* WHAT IS BEING ASKED *
Copy out each line of the material in which the word "React" appears.
━━━ STORED ROWS ━━━
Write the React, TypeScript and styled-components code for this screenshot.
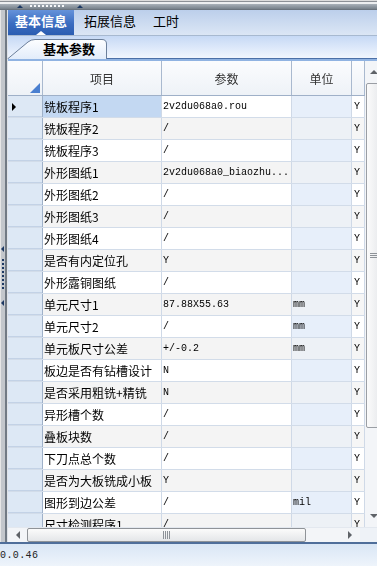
━━━
━━━ STORED ROWS ━━━
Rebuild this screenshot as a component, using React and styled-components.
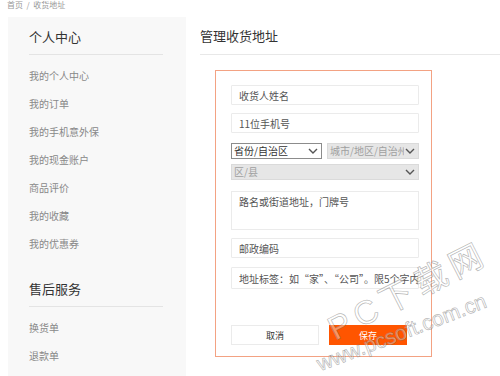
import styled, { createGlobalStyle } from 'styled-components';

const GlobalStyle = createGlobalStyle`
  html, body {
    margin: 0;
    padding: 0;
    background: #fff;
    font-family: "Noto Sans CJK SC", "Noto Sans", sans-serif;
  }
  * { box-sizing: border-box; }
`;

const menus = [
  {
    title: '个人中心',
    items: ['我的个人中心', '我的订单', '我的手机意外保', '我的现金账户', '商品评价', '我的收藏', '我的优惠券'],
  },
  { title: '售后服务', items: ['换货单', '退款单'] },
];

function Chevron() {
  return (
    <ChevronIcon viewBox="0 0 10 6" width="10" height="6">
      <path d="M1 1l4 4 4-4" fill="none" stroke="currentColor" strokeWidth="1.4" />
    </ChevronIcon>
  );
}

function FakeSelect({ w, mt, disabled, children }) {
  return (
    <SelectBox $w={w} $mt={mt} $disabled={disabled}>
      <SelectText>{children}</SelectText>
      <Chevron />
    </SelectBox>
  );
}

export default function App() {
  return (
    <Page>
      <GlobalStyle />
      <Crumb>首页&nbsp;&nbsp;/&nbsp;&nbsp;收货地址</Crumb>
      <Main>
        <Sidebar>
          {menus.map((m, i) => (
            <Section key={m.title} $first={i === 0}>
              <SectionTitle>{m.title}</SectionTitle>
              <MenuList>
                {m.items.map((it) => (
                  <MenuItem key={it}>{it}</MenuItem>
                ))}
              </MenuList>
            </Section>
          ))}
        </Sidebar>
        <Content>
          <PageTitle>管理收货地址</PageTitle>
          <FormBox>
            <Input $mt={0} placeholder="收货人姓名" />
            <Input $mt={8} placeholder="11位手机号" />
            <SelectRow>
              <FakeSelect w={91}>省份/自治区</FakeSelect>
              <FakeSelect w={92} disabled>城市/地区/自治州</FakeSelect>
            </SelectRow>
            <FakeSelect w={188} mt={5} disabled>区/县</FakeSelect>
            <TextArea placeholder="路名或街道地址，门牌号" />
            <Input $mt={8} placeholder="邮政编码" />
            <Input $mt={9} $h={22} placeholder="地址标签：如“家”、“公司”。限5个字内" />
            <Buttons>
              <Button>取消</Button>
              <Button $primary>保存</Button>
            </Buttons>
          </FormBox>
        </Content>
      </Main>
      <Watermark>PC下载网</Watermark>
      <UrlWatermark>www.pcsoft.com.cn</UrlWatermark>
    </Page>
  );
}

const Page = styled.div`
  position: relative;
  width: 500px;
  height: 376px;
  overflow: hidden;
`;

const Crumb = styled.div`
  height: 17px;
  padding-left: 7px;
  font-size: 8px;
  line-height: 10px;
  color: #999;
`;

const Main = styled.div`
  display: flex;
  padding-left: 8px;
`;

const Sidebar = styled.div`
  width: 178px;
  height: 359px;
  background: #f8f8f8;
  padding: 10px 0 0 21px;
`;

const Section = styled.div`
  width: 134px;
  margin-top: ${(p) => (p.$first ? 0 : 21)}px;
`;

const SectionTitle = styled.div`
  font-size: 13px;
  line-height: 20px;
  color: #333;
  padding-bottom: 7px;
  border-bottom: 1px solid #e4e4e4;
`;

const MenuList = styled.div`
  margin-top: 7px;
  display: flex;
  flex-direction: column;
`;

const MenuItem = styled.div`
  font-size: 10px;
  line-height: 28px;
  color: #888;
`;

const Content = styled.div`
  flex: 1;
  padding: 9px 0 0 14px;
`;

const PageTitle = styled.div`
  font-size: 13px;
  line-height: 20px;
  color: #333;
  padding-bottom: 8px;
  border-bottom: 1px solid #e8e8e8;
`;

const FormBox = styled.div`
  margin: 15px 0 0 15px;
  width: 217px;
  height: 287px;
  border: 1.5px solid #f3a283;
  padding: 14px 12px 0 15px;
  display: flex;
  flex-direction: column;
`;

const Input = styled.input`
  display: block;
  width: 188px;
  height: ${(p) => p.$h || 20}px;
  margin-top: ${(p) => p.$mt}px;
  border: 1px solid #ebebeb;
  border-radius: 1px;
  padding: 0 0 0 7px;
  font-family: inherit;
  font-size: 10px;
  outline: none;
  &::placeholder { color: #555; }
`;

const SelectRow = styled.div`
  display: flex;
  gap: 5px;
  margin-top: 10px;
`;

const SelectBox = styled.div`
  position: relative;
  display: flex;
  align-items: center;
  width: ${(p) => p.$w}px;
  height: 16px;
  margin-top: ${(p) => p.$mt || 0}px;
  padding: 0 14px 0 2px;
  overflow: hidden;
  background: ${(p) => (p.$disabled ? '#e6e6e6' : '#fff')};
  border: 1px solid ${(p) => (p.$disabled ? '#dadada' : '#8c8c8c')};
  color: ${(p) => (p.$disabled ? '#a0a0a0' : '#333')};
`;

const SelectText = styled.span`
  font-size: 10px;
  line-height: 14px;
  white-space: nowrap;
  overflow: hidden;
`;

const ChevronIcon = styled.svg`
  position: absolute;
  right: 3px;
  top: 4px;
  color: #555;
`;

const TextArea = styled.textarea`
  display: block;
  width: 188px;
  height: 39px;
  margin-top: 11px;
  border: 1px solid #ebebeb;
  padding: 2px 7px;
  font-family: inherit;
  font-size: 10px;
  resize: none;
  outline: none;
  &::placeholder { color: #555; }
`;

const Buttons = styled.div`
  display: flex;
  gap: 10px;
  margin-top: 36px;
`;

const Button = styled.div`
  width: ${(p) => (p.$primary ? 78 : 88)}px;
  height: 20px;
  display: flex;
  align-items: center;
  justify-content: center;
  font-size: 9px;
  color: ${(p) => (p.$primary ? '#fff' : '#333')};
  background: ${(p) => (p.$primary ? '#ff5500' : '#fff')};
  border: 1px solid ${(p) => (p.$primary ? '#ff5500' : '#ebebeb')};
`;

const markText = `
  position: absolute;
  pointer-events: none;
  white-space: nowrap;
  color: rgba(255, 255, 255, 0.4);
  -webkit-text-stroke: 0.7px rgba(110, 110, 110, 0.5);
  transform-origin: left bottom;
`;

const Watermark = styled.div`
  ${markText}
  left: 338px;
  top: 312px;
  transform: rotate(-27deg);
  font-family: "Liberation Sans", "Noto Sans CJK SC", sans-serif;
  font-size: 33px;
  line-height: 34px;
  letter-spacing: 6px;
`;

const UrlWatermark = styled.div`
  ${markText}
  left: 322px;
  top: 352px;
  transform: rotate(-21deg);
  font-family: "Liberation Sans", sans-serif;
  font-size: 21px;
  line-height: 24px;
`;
━━━
* THE ANSWER *
Write the React, TypeScript and styled-components code for this screenshot.
Rebuild this screenshot as a component, using React and styled-components.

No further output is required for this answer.